A new study has estimated how changes to climate might affect the value of European farmland. Based on data for over 41 000 farms, the results suggest that their economic value could drop by up to 32%, depending on the climate scenario considered.

Farms in southern Europe are particularly sensitive to climate change and could suffer value losses of up to 9% per 1 °C rise. The researchers say policy, on water and land use, for example, will be crucial to help farmers adapt to climate change and mitigate economic losses.

Agriculture is extremely vulnerable to climate change, as farming depends directly on weather conditions, such as rainfall and temperature. The economic implications for farmers could be huge.
This study estimated these effects in Europe. Importantly, it used farm-level data rather than crop models (which describe how climate affects specific crops, but omit impacts to livestock and underestimate the ability of farmers to adapt). The data, obtained from the Farm Accountancy Data Network (FADN)1, contain information from 2007 on over 41 000 farms across Europe2 (this data set only covers the EU-15).

The EU-funded3 researchers matched climate, soil, geography and regional socio-economic variables with the farm-level data using ‘Ricardian analysis’. This is a statistical method that estimates the relationship between the value of agricultural land and climate. The Ricardian method considers the productivity of land (its annual net revenue) and accounts for the direct effect of climate on crops and how climate affects the choices of farmers (such as which crop or livestock to farm).

The method reflects both small and large changes in temperature and precipitation based on a range of climate predictions for 2100, predicted by three General Circulation Models: Hadley CM3, ECHO-G and NCAR PCM, based on the IPCC Special Report on Emissions Scenarios A2 scenario. The models represent severe, moderate and mild outcomes, respectively.
The researchers also accounted for the effect of policy, which could exacerbate climate sensitivities if, for example, subsidies are higher for farms in favourable climates. The analysis therefore controls for subsidies at the farm level and removes the influence of country-level policies.

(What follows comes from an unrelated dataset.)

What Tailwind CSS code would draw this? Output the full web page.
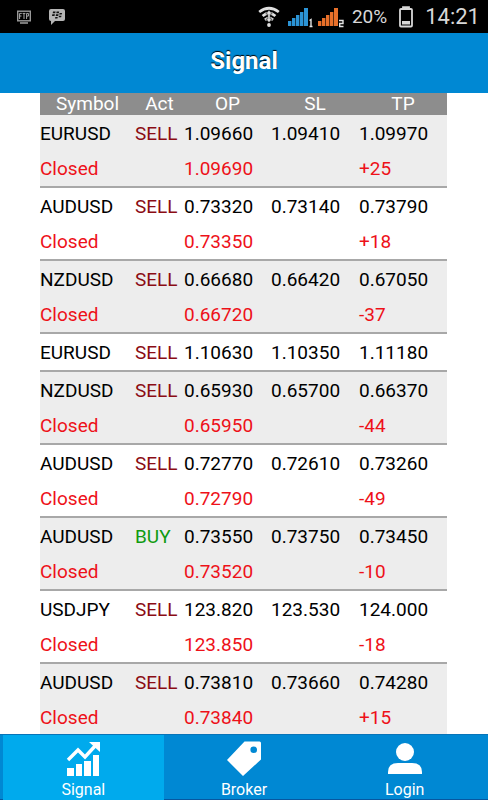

The researchers suggest that policy could have a large impact on these future scenarios. Governments can support the development of new technologies, crops and breeds. They are also responsible for regulating water (a major agricultural input) and how land can be used. Changes in government policy in these areas could, therefore, help farmers adapt to climate change and avoid major losses.


The researchers estimated the impact of seasonal temperature and precipitation on farmland value across the countries considered by calculating the percentage change in farmland value per 1 °C for temperature and per centimetre per month (cm/month) for rainfall. Overall, farms that are warmer in the autumn and spring, and cooler in the summer and winter, tend to have higher values. This is because a colder winter limits pests and a warmer spring/autumn lengthens the growing season. A warmer summer places adverse stress on crops.